:: Exercise details ::
Where a line contains the word "index", copy that line.

:: Provided material ::
* * * *

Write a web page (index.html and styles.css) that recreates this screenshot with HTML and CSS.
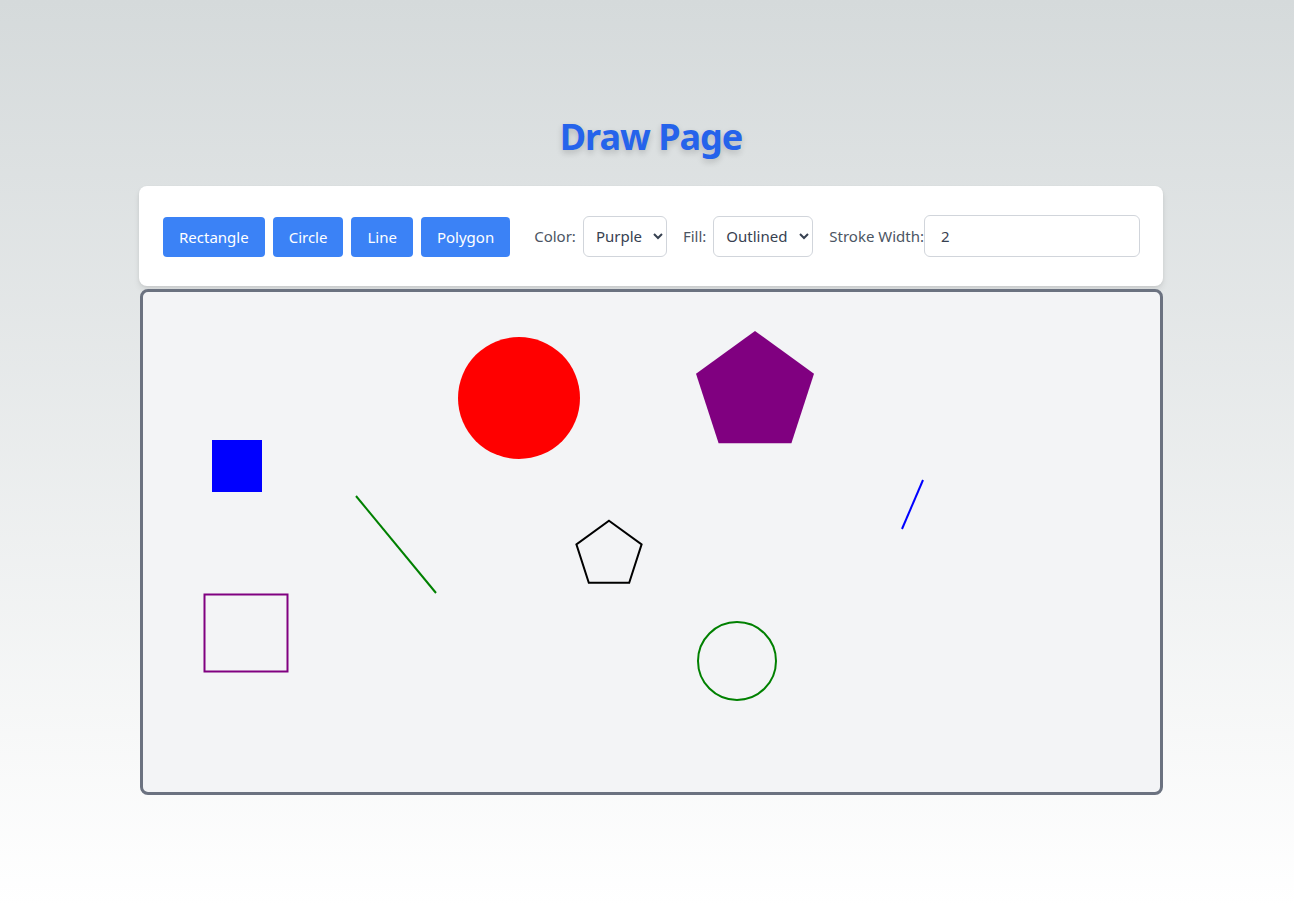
FILE: index.html
```html
<!DOCTYPE html>
<html lang="en">
<head>
<meta charset="utf-8">
<title>Draw Page</title>
<link rel="stylesheet" href="styles.css">
</head>
<body>
<main class="page">
  <h1 class="title">Draw Page</h1>
  <div class="toolbar">
    <div class="tools">
      <button class="btn">Rectangle</button>
      <button class="btn">Circle</button>
      <button class="btn">Line</button>
      <button class="btn">Polygon</button>
    </div>
    <label class="field">
      <span class="label">Color:</span>
      <select class="select select-color">
        <option>Purple</option>
      </select>
    </label>
    <label class="field">
      <span class="label">Fill:</span>
      <select class="select select-fill">
        <option>Outlined</option>
      </select>
    </label>
    <label class="field field-grow">
      <span class="label label-tight">Stroke Width:</span>
      <input class="input" type="number" value="2">
    </label>
  </div>
  <div class="canvas">
    <svg class="drawing" width="1018" height="500" viewBox="0 0 1018 500" xmlns="http://www.w3.org/2000/svg">
      <rect x="69" y="148" width="50" height="52" fill="#0000ff"/>
      <circle cx="376" cy="106" r="61" fill="#ff0000"/>
      <polygon points="612,39 671,81.8 648.4,151.2 575.6,151.2 553,81.8" fill="#800080"/>
      <line x1="213" y1="204" x2="293" y2="301" stroke="#008000" stroke-width="2"/>
      <polygon points="466,228.7 498.6,252.4 486.2,290.8 445.8,290.8 433.4,252.4" fill="none" stroke="#000000" stroke-width="2"/>
      <line x1="780" y1="188" x2="759" y2="237" stroke="#0000ff" stroke-width="2"/>
      <rect x="61.5" y="302.5" width="83" height="77" fill="none" stroke="#800080" stroke-width="2"/>
      <circle cx="594" cy="369" r="39" fill="none" stroke="#008000" stroke-width="2"/>
    </svg>
  </div>
</main>
</body>
</html>
```
FILE: styles.css
```css
* { box-sizing: border-box; }
html, body { margin: 0; padding: 0; }
body {
  min-height: 906px;
  padding-left: 8px;
  background: linear-gradient(to bottom, #d5dadb 0%, #ffffff 100%);
  font-family: "Noto Sans", "Open Sans", sans-serif;
  color: #374151;
}
.page {
  width: 1024px;
  margin: 0 auto;
  padding-top: 117px;
}
.title {
  margin: 0 0 29px;
  text-align: center;
  font-size: 36px;
  line-height: 40px;
  font-weight: 700;
  letter-spacing: -1px;
  color: #2563eb;
  text-shadow: 0 3px 6px rgba(0, 0, 0, 0.18);
}
.toolbar {
  height: 100px;
  background: #ffffff;
  border-radius: 8px;
  box-shadow: 0 4px 6px rgba(0, 0, 0, 0.08), 0 1px 3px rgba(0, 0, 0, 0.06);
  padding: 0 23px 0 24px;
  display: flex;
  align-items: center;
  margin-bottom: 3px;
}
.tools {
  display: flex;
  gap: 8px;
  margin-right: 24px;
  margin-top: 2px;
}
.btn {
  height: 40px;
  padding: 0 16px;
  border: none;
  border-radius: 4px;
  background: #3b82f6;
  color: #ffffff;
  font-family: inherit;
  font-size: 15px;
  cursor: pointer;
}
.field {
  display: flex;
  align-items: center;
  margin-right: 16px;
}
.field-grow { flex: 1; min-width: 0; margin-right: 0; }
.label {
  font-size: 15px;
  color: #4b5563;
  margin-right: 7px;
  white-space: nowrap;
}
.label-tight { margin-right: 0; }
.select {
  height: 41px;
  border: 1px solid #d1d5db;
  border-radius: 6px;
  background: #ffffff;
  color: #374151;
  font-family: inherit;
  font-size: 15px;
  padding: 0 4px 0 8px;
}
.select-color { width: 84px; }
.select-fill { width: 100px; }
.input {
  flex: 1;
  min-width: 0;
  width: 0;
  height: 42px;
  border: 1px solid #d1d5db;
  border-radius: 6px;
  padding: 0 16px;
  font-family: inherit;
  font-size: 15px;
  color: #374151;
  -moz-appearance: textfield;
}
.input::-webkit-inner-spin-button,
.input::-webkit-outer-spin-button { -webkit-appearance: none; margin: 0; }
.canvas {
  height: 506px;
  margin-left: 1px;
  width: 1023px;
  border: 3px solid #6b7280;
  border-radius: 8px;
  background: #f3f4f6;
  overflow: hidden;
}
.drawing { display: block; }
```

* * * *

:: Complete answer ::
Write a web page (index.html and styles.css) that recreates this screenshot with HTML and CSS.
FILE: index.html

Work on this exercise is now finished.